A good safety solution detects leading and lagging incidents and alerts for an action. It also allows users to report self-observations. These incidents are tracked so that teams can conduct a post-mortem analysis to determine the cause of incidents and take corrective steps to prevent them from happening again.
AI can help automate incident detection and alerting without requiring any new hardware installation. Most workplaces today already have CCTV systems installed on-premises. Through advancements in AI visual recognition and deep learning, companies can monitor real-time video feeds to ensure their workplace and workers are safe and in compliance. As workers enter a site, AI can detect if they are wearing required safety gear to ensure they are protected against risks, and alert them if they are missing any required safety equipment. The same technologies can monitor vehicles or personnel, allowing only authorised parties to enter without manual intervention. They can also be used to recognise worker movement and send alerts if any potential hazards or violations are detected.
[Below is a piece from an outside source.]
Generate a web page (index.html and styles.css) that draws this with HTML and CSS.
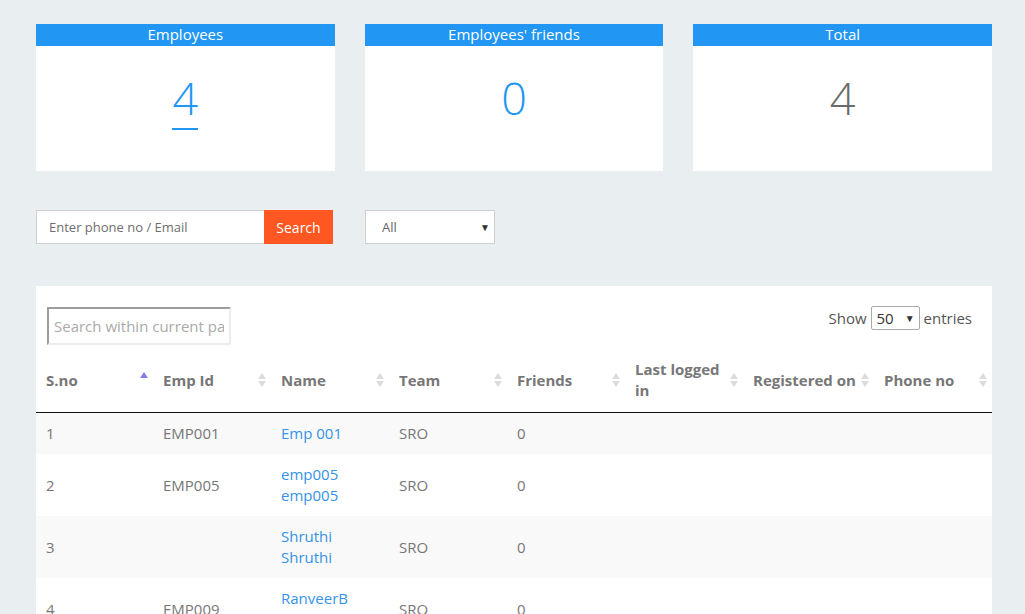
FILE: index.html
```html
<!DOCTYPE html>
<html lang="en">
<head>
<meta charset="utf-8">
<title>Employees</title>
<link rel="stylesheet" href="styles.css">
</head>
<body>
<div class="page">
  <div class="cards">
    <div class="card">
      <div class="card-head">Employees</div>
      <div class="card-body"><a class="stat stat-link" href="#">4</a></div>
    </div>
    <div class="card">
      <div class="card-head">Employees' friends</div>
      <div class="card-body"><span class="stat">0</span></div>
    </div>
    <div class="card">
      <div class="card-head">Total</div>
      <div class="card-body"><span class="stat stat-grey">4</span></div>
    </div>
  </div>

  <div class="filters">
    <div class="search-group">
      <input class="search-input" type="text" placeholder="Enter phone no / Email">
      <button class="search-btn">Search</button>
    </div>
    <div class="select-box">
      <span>All</span>
      <span class="caret">&#9660;</span>
    </div>
  </div>

  <div class="panel">
    <div class="panel-controls">
      <input class="page-search" type="text" placeholder="Search within current page">
      <div class="length">
        <span>Show</span>
        <div class="length-select"><span>50</span><span class="caret">&#9660;</span></div>
        <span>entries</span>
      </div>
    </div>
    <table class="grid">
      <colgroup>
        <col style="width:117px"><col style="width:118px"><col style="width:118px"><col style="width:118px">
        <col style="width:118px"><col style="width:118px"><col style="width:131px"><col style="width:118px">
      </colgroup>
      <thead>
        <tr>
          <th><div class="th"><span>S.no</span><svg class="sort sort-active" width="8" height="16" viewBox="0 0 8 16"><path d="M0 7 L4 1 L8 7 Z" fill="#7f7fe3"/></svg></div></th>
          <th><div class="th"><span>Emp Id</span><svg class="sort" width="8" height="16" viewBox="0 0 8 16"><path d="M0 7 L4 1 L8 7 Z M0 9 L8 9 L4 15 Z" fill="#dcdcdc"/></svg></div></th>
          <th><div class="th"><span>Name</span><svg class="sort" width="8" height="16" viewBox="0 0 8 16"><path d="M0 7 L4 1 L8 7 Z M0 9 L8 9 L4 15 Z" fill="#dcdcdc"/></svg></div></th>
          <th><div class="th"><span>Team</span><svg class="sort" width="8" height="16" viewBox="0 0 8 16"><path d="M0 7 L4 1 L8 7 Z M0 9 L8 9 L4 15 Z" fill="#dcdcdc"/></svg></div></th>
          <th><div class="th"><span>Friends</span><svg class="sort" width="8" height="16" viewBox="0 0 8 16"><path d="M0 7 L4 1 L8 7 Z M0 9 L8 9 L4 15 Z" fill="#dcdcdc"/></svg></div></th>
          <th><div class="th"><span>Last logged in</span><svg class="sort" width="8" height="16" viewBox="0 0 8 16"><path d="M0 7 L4 1 L8 7 Z M0 9 L8 9 L4 15 Z" fill="#dcdcdc"/></svg></div></th>
          <th><div class="th"><span class="nowrap">Registered on</span><svg class="sort" width="8" height="16" viewBox="0 0 8 16"><path d="M0 7 L4 1 L8 7 Z M0 9 L8 9 L4 15 Z" fill="#dcdcdc"/></svg></div></th>
          <th><div class="th"><span>Phone no</span><svg class="sort" width="8" height="16" viewBox="0 0 8 16"><path d="M0 7 L4 1 L8 7 Z M0 9 L8 9 L4 15 Z" fill="#dcdcdc"/></svg></div></th>
        </tr>
      </thead>
      <tbody>
        <tr class="odd">
          <td>1</td><td>EMP001</td><td><a href="#">Emp 001</a></td><td>SRO</td><td>0</td><td></td><td></td><td></td>
        </tr>
        <tr>
          <td>2</td><td>EMP005</td><td><a href="#">emp005<br>emp005</a></td><td>SRO</td><td>0</td><td></td><td></td><td></td>
        </tr>
        <tr class="odd">
          <td>3</td><td></td><td><a href="#">Shruthi<br>Shruthi</a></td><td>SRO</td><td>0</td><td></td><td></td><td></td>
        </tr>
        <tr>
          <td>4</td><td>EMP009</td><td><a href="#">RanveerB<br>RanveerB</a></td><td>SRO</td><td>0</td><td></td><td></td><td></td>
        </tr>
      </tbody>
    </table>
  </div>
</div>
</body>
</html>
```

FILE: styles.css
```css
* { box-sizing: border-box; }

html, body {
  margin: 0;
  padding: 0;
  background: #e9eef1;
  font-family: "Open Sans", "Liberation Sans", sans-serif;
  color: #777;
  overflow: hidden;
}

.page {
  padding: 24px 33px 0 36px;
}

.cards {
  display: grid;
  grid-template-columns: 1fr 1fr 1fr;
  column-gap: 30px;
}

.card {
  background: #fff;
  height: 147px;
}

.card-head {
  background: #2196f3;
  color: #fff;
  height: 22px;
  line-height: 20px;
  font-size: 15px;
  text-align: center;
}

.card-body {
  text-align: center;
  padding-top: 29px;
}

.stat {
  display: inline-block;
  font-size: 45px;
  font-weight: 300;
  line-height: 45px;
  color: #2196f3;
  text-decoration: none;
}

.stat-link {
  padding-bottom: 8px;
  border-bottom: 2px solid #2196f3;
}

.stat-grey {
  color: #6b6b6b;
}

.filters {
  display: flex;
  gap: 32px;
  margin-top: 39px;
}

.search-group {
  display: flex;
}

.search-input {
  width: 228px;
  height: 34px;
  border: 1px solid #cfcfcf;
  border-right: none;
  padding: 0 12px;
  font-family: inherit;
  font-size: 13px;
  color: #555;
  outline: none;
}

.search-input::placeholder { color: #6e6e6e; }

.search-btn {
  width: 69px;
  height: 34px;
  border: none;
  background: #ff5722;
  color: #fff;
  font-family: inherit;
  font-size: 14px;
  padding: 0;
}

.select-box {
  width: 130px;
  height: 34px;
  background: #fff;
  border: 1px solid #cfcfcf;
  display: flex;
  align-items: center;
  justify-content: space-between;
  padding: 0 4px 0 16px;
  font-size: 13px;
  color: #666;
}

.caret {
  font-size: 10px;
  color: #333;
}

.panel {
  background: #fff;
  margin-top: 42px;
  padding-top: 20px;
}

.panel-controls {
  display: flex;
  justify-content: space-between;
  align-items: flex-start;
  padding: 0 20px 0 11px;
}

.page-search {
  margin-top: 1px;
  width: 184px;
  height: 38px;
  border-style: solid;
  border-width: 2px;
  border-color: #9d9d9d #ececec #ececec #9d9d9d;
  padding: 0 5px;
  font-family: inherit;
  font-size: 15px;
  color: #555;
  outline: none;
}

.page-search::placeholder { color: #aaa; }

.length {
  display: flex;
  align-items: center;
  gap: 4px;
  font-size: 15px;
  color: #555;
  height: 24px;
}

.length-select {
  width: 49px;
  height: 24px;
  border: 1px solid #aaa;
  border-radius: 2px;
  display: flex;
  align-items: center;
  justify-content: space-between;
  padding: 0 4px 0 5px;
  color: #333;
}

.grid {
  width: 100%;
  margin-top: 5px;
  border-collapse: collapse;
  table-layout: fixed;
  font-size: 15px;
  line-height: 21px;
}

.grid th {
  text-align: left;
  font-weight: 700;
  color: #777;
  padding: 9px 5px 11px 10px;
  height: 62px;
  border-bottom: 1px solid #111;
  vertical-align: middle;
}

.th {
  display: flex;
  align-items: center;
  justify-content: space-between;
  gap: 2px;
}

.nowrap { white-space: nowrap; }

.sort { flex: none; }

.sort-active { margin-top: -3px; }

.grid td {
  padding: 10px;
  color: #777;
  vertical-align: middle;
}

.grid tr.odd td { background: #f9f9f9; }

.grid td a {
  color: #3592e6;
  text-decoration: none;
}
```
Getting started is always the most difficult part of any initiative. Here’s how you can begin to assess whether your organisation is ready for proactive safety initiatives.
Start by identifying key safety incidents. By controlling and reducing the frequency of near misses, companies can drastically reduce the actual violations or incidents that occur at the workplace. Companies can look at their most common 3-5 near misses and work backwards to identify the best-fit technology capable of addressing them.
Next, customise safety hazards. Experienced safety solutions offer pre-built analytics to track common safety incidents and enable users to easily add rules and set out-of-tolerance parameters. For example, IBM’s Maximo Worker Insights has prebuilt analytics for detecting events such as falls, noise, gas leaks and go/no-go zone tracking.
Finally, setting key performance indicators plays a major role in assessing the chosen solution’s performance and return on investment. Mature solutions include pre-built dashboards for key users with relevant metrics. Safety officers are able to view the compliance status of the entire company, track total incidents and costs, while supervisors can monitor the real-time status of the work environment and workers.
This kind of proactive approach, enabled by technology, helps companies ensure that safety programmes are followed and that work environments are safe and healthy. This, in turn, helps them ensure their most valuable asset, the worker returns home safely at the end of every day.